The right to bear a weapon is the right, yes, to defend yourself, but also your family, and as the Second Amendment suggests, your beloved community through militias sworn to protect and serve neighbors. Such a right warrants restriction when the community we love comes under attack. The right to property and pursue economic prosperity is indeed the right to own things and put them to good and constructive use, but this right is exercised within a larger society from which we derive many benefits (like the permission to form a corporation) and to which our economic pursuits are called to service born of love. Such a right must have limits so that all might have a level playing field from which to both compete and derive benefit from our social arrangements. The right to defend the nation through the establishment of a military is a good that allows us to provided for a common defense. Such a right, justly exercised, is always aimed at the goal of peace, and certainly not perpetual war.
Using language from an older day and time, we used to refer to this love for the community as responsibility. Living in a beloved community necessarily entailed the responsibility to care for it and maintain it. I can’t quite name for you the time and place this concept was lost in our national conversation, but I think in light of our inability to act responsibly on such pressing matters as gun, health care and spending reform, we can effectively pronounce our community is beloved no more.
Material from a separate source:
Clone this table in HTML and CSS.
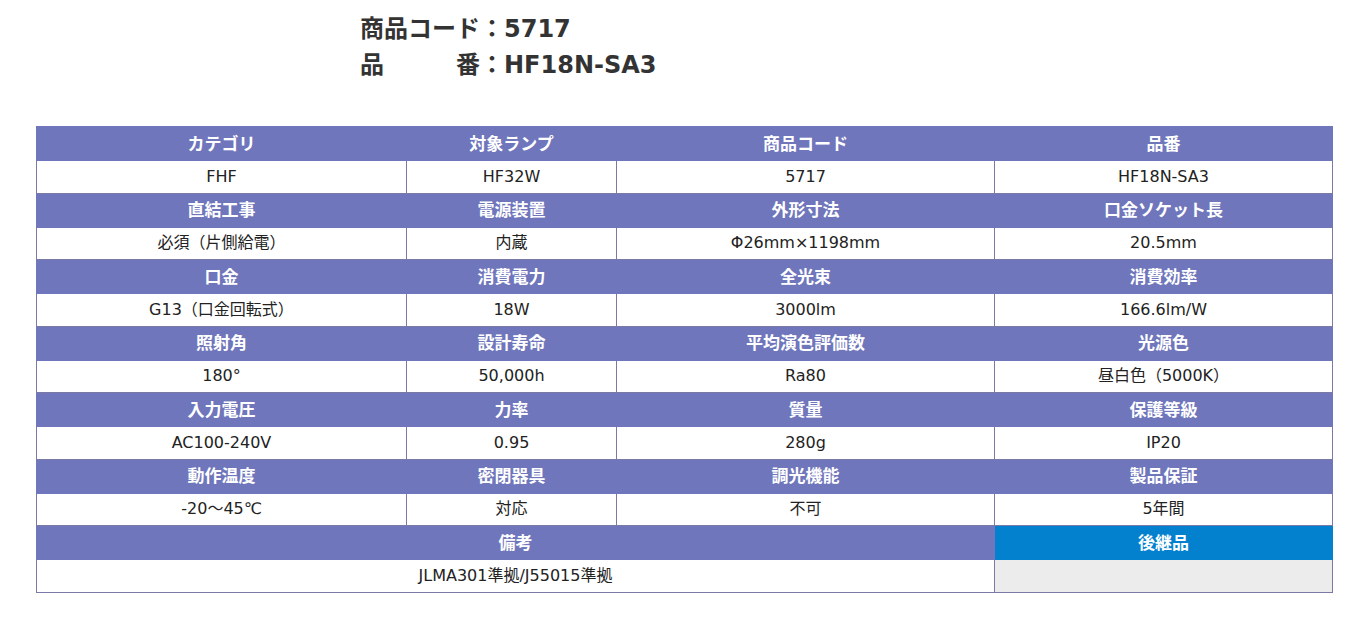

There is no room for service in love to something higher than ourselves and our rights when we are Moloch, when we and our individual desires are all that matter.
If we are to have a future, and I want to hope that we can, all our rights talk will have to revisit the question of what it means to both belong to a community that we love, and in which we are loved. In short, we must repent of our idolatry, our cult of self, and turn towards worship and love of life in all its intimate connections of love. I think it is time for us to take a closer look at those first three commandments.